THE TASK ::
Starting with the first line of the data below, copy each line up to and including the one containing "import React from". Pictures stay out.

INFORMATION PROVIDED ::
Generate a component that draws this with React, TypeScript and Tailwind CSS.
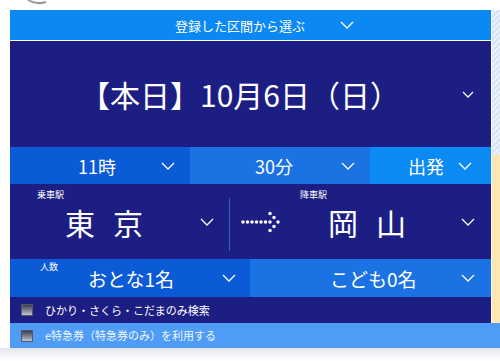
import React from "react";

const Chevron = ({ w = 14, h = 8 }: { w?: number; h?: number }) => (
  <svg width={w} height={h} viewBox={`0 0 ${w} ${h}`} fill="none">
    <polyline points={`1,1 ${w / 2},${h - 1} ${w - 1},1`} stroke="white" strokeWidth="1.3" />
  </svg>
);

const DotArrow = () => {
  const dots: [number, number][] = [
    [3, 11], [7.5, 11], [12, 11], [16.5, 11], [21, 11], [25.5, 11],
    [30, 2.5], [30, 11], [30, 19.5], [34, 6.5], [34, 15.5], [38, 11],
  ];
  return (
    <svg width="41" height="22" viewBox="0 0 41 22">
      {dots.map(([x, y], i) => (
        <circle key={i} cx={x} cy={y} r="1.75" fill="white" />
      ))}
    </svg>
  );
};

const Check = () => (
  <span className="block w-[12px] h-[12px] border border-[#55566a] bg-gradient-to-b from-[#3e3f52] to-[#c4c5cf]" />
);

export default function App() {
  return (
    <div className="w-[500px] h-[361px] bg-white overflow-hidden font-['Noto_Sans_CJK_JP','Liberation_Sans',sans-serif] text-white">
      <div className="h-[10px]">
        <svg width="60" height="10" className="ml-[22px]">
          <path d="M6 0 Q14 5 24 2" stroke="#9a9a9a" strokeWidth="2" fill="none" />
        </svg>
      </div>

      <div className="flex w-[500px]">
        <div className="ml-[10px] w-[481px] shrink-0">
          <div className="h-[31px] bg-[#0c88f3] border-b border-white flex items-center pl-[165px]">
            <span className="text-[13px] leading-none">登録した区間から選ぶ</span>
            <span className="ml-[35px]"><Chevron /></span>
          </div>

          <div className="h-[106px] bg-[#1d1e83] flex items-center pl-[70px] pr-[17px]">
            <span className="text-[30px] leading-none">【本日】10月6日（日）</span>
            <span className="ml-auto"><Chevron w={12} h={7} /></span>
          </div>

          <div className="h-[37px] flex text-[18px] leading-none">
            <div className="w-[180px] bg-[#0b5bd6] flex items-center pl-[68px] pr-[15px]">
              <span>11時</span>
              <span className="ml-auto"><Chevron /></span>
            </div>
            <div className="w-[180px] bg-[#1b72e3] flex items-center pl-[65px] pr-[15px]">
              <span>30分</span>
              <span className="ml-auto"><Chevron /></span>
            </div>
            <div className="flex-1 bg-[#0b8af4] flex items-center pl-[38px] pr-[19px]">
              <span>出発</span>
              <span className="ml-auto"><Chevron /></span>
            </div>
          </div>

          <div className="h-[75px] bg-[#1d1e83] flex">
            <div className="w-[219px] flex flex-col pt-[5px]">
              <span className="text-[9px] leading-[12px] pl-[27px]">乗車駅</span>
              <div className="h-[42px] flex items-center pl-[55px] pr-[15px]">
                <span className="text-[30px] leading-none tracking-[18px]">東京</span>
                <span className="ml-auto"><Chevron /></span>
              </div>
            </div>
            <div className="w-px h-[53px] self-center bg-[#2a64d0] mt-[6px]" />
            <div className="flex-1 flex flex-col pt-[5px]">
              <span className="text-[9px] leading-[12px] pl-[70px]">降車駅</span>
              <div className="h-[42px] flex items-center pl-[10px] pr-[16px]">
                <DotArrow />
                <span className="ml-[47px] text-[30px] leading-none tracking-[18px]">岡山</span>
                <span className="ml-auto"><Chevron /></span>
              </div>
            </div>
          </div>

          <div className="h-[38px] flex">
            <div className="w-[240px] bg-[#0b5ad6] flex items-center pr-[14px] relative">
              <span className="absolute left-[30px] top-[2px] text-[9px] leading-[12px]">人数</span>
              <span className="ml-[78px] text-[19px] leading-none">おとな1名</span>
              <span className="ml-auto"><Chevron /></span>
            </div>
            <div className="flex-1 bg-[#1b72e3] flex items-center pl-[80px] pr-[16px]">
              <span className="text-[19px] leading-none">こども0名</span>
              <span className="ml-auto"><Chevron /></span>
            </div>
          </div>

          <div className="h-[26px] bg-[#1d1e83] flex items-center pl-[11px] gap-[12px]">
            <Check />
            <span className="text-[11px] leading-none">ひかり・さくら・こだまのみ検索</span>
          </div>
        </div>

        <div className="ml-px w-[8px] shrink-0 flex flex-col">
          <div className="h-[145px] bg-[repeating-linear-gradient(135deg,#d6e5f4_0px,#d6e5f4_2px,#ebf2fa_2px,#ebf2fa_4px)]" />
          <div className="flex-1 bg-[#fce6b3]" />
        </div>
      </div>

      <div className="ml-[10px] h-[25px] bg-[#4e9cf6] flex items-center pl-[11px] gap-[12px]">
        <Check />
        <span className="text-[11px] leading-none text-[#eef5ff]">e特急券（特急券のみ）を利用する</span>
      </div>
      <div className="h-[13px] bg-gradient-to-b from-[#e3e6eb] to-white" />
    </div>
  );
}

FINAL ANSWER ::
Generate a component that draws this with React, TypeScript and Tailwind CSS.
import React from "react";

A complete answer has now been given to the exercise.